Andres Salcedo, Post Doctoral Research Assistant, Steward Observatory

When

3 – 4 p.m., Sept. 1, 2023

Where

Abstract: Galaxy clusters are embedded in the most massive bound structures in the Universe. These structures formed from gravitationally amplified peaks in the primordial matter distribution making their properties sensitive to cosmology. In the standard approach the abundances of clusters as a function of their mass are used to constrain cosmology. Because cluster masses cannot be measured directly this approach relies on observable proxies of cluster mass that are calibrated using weak gravitational lensing. Robustly marginalizing over these mass-observable relations is therefore critical to accurately measuring cosmology with clusters. Recently, data from clusters identified in the Dark Energy Survey (DES) were found to be in significant tension with a variety of other probes, including a 5.6-sigma tension with cosmic microwave background data.
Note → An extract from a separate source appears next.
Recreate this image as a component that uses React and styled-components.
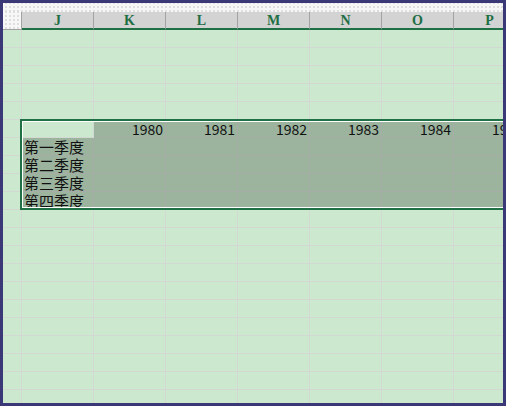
import React from "react";
import styled, { createGlobalStyle } from "styled-components";

const Global = createGlobalStyle`
  html, body { margin: 0; padding: 0; overflow: hidden; background: #3b3878; }
`;

const dots = `
  background-color: #f7f7f7;
  background-image: radial-gradient(circle, #d6d6d6 0.6px, transparent 1px);
  background-size: 4px 4px;
  background-position: 1px 2px;
`;

const Frame = styled.div`
  width: 506px;
  height: 406px;
  box-sizing: border-box;
  border: 3px solid #3b3878;
  background: #cce8cf;
  display: flex;
  flex-direction: column;
  overflow: hidden;
`;

const TopStrip = styled.div`
  height: 9px;
  flex: none;
  ${dots}
`;

const HeaderRow = styled.div`
  display: flex;
  height: 18px;
  flex: none;
`;

const Corner = styled.div`
  width: 19px;
  flex: none;
  box-sizing: border-box;
  border-right: 1px solid #a3a3a3;
  border-bottom: 1px solid #a3a3a3;
  ${dots}
`;

const ColHead = styled.div`
  width: 72px;
  flex: none;
  box-sizing: border-box;
  background: #d3d3d3;
  border-right: 1px solid #a3a3a3;
  border-bottom: 2px solid #1f7145;
  display: flex;
  align-items: center;
  justify-content: center;
  font-family: "Liberation Serif", serif;
  font-weight: bold;
  font-size: 14px;
  color: #1f6e43;
  padding-top: 1px;
`;

const Sheet = styled.div`
  position: relative;
  flex: 1;
  overflow: hidden;
`;

const Row = styled.div`
  display: flex;
  height: 18px;
`;

const Cell = styled.div`
  width: ${(p) => (p.$narrow ? 19 : 72)}px;
  flex: none;
  box-sizing: border-box;
  border-right: 1px solid ${(p) => (p.$sel ? "#a6aca6" : "#d3d8d3")};
  border-bottom: 1px solid ${(p) => (p.$sel ? "#a6aca6" : "#d3d8d3")};
  background: ${(p) => (p.$sel ? "#9cb49e" : "transparent")};
  display: flex;
  align-items: center;
  justify-content: ${(p) => (p.$right ? "flex-end" : "flex-start")};
  padding: ${(p) => (p.$right ? "1px 2px 0 0" : "0 0 0 2px")};
  color: #111;
  white-space: nowrap;
  overflow: visible;
`;

const Label = styled.span`
  font-family: "Noto Sans CJK SC", sans-serif;
  font-size: 15px;
  line-height: 15px;
`;

const Year = styled.span`
  font-family: "Noto Sans CJK SC", sans-serif;
  font-size: 14px;
  line-height: 15px;
`;

const Selection = styled.div`
  position: absolute;
  left: 17px;
  top: 89px;
  width: 560px;
  height: 91px;
  box-sizing: border-box;
  border: 2px solid #1f7145;
  box-shadow: inset 0 0 0 1px #ffffff;
  pointer-events: none;
`;

const cols = ["J", "K", "L", "M", "N", "O", "P"];
const labels = ["第一季度", "第二季度", "第三季度", "第四季度"];
const years = ["1980", "1981", "1982", "1983", "1984", "1985"];

export default function App() {
  const rows = Array.from({ length: 21 }, (_, r) => r);
  return (
    <>
      <Global />
      <Frame>
        <TopStrip />
        <HeaderRow>
          <Corner />
          {cols.map((c) => (
            <ColHead key={c}>{c}</ColHead>
          ))}
        </HeaderRow>
        <Sheet>
          {rows.map((r) => (
            <Row key={r}>
              <Cell $narrow />
              {cols.map((c, ci) => {
                const inTable = r >= 5 && r <= 9;
                const active = r === 5 && ci === 0;
                const sel = inTable && !active;
                let content = null;
                let right = false;
                if (r === 5 && ci >= 1) {
                  content = <Year>{years[ci - 1]}</Year>;
                  right = true;
                } else if (r >= 6 && r <= 9 && ci === 0) {
                  content = <Label>{labels[r - 6]}</Label>;
                }
                return (
                  <Cell key={c} $sel={sel} $right={right}>
                    {content}
                  </Cell>
                );
              })}
            </Row>
          ))}
          <Selection />
        </Sheet>
      </Frame>
    </>
  );
}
This tension was likely caused by incomplete modeling of the impact of cluster selection. We have developed a novel framework to forward model cluster selection in cosmological simulations to address this discrepancy. When applied to the same DES cluster data we have found that this framework can consistently describe the DES cluster data assuming a Planck cosmology, thereby resolving the tension observed in earlier analyses of the DES cluster data.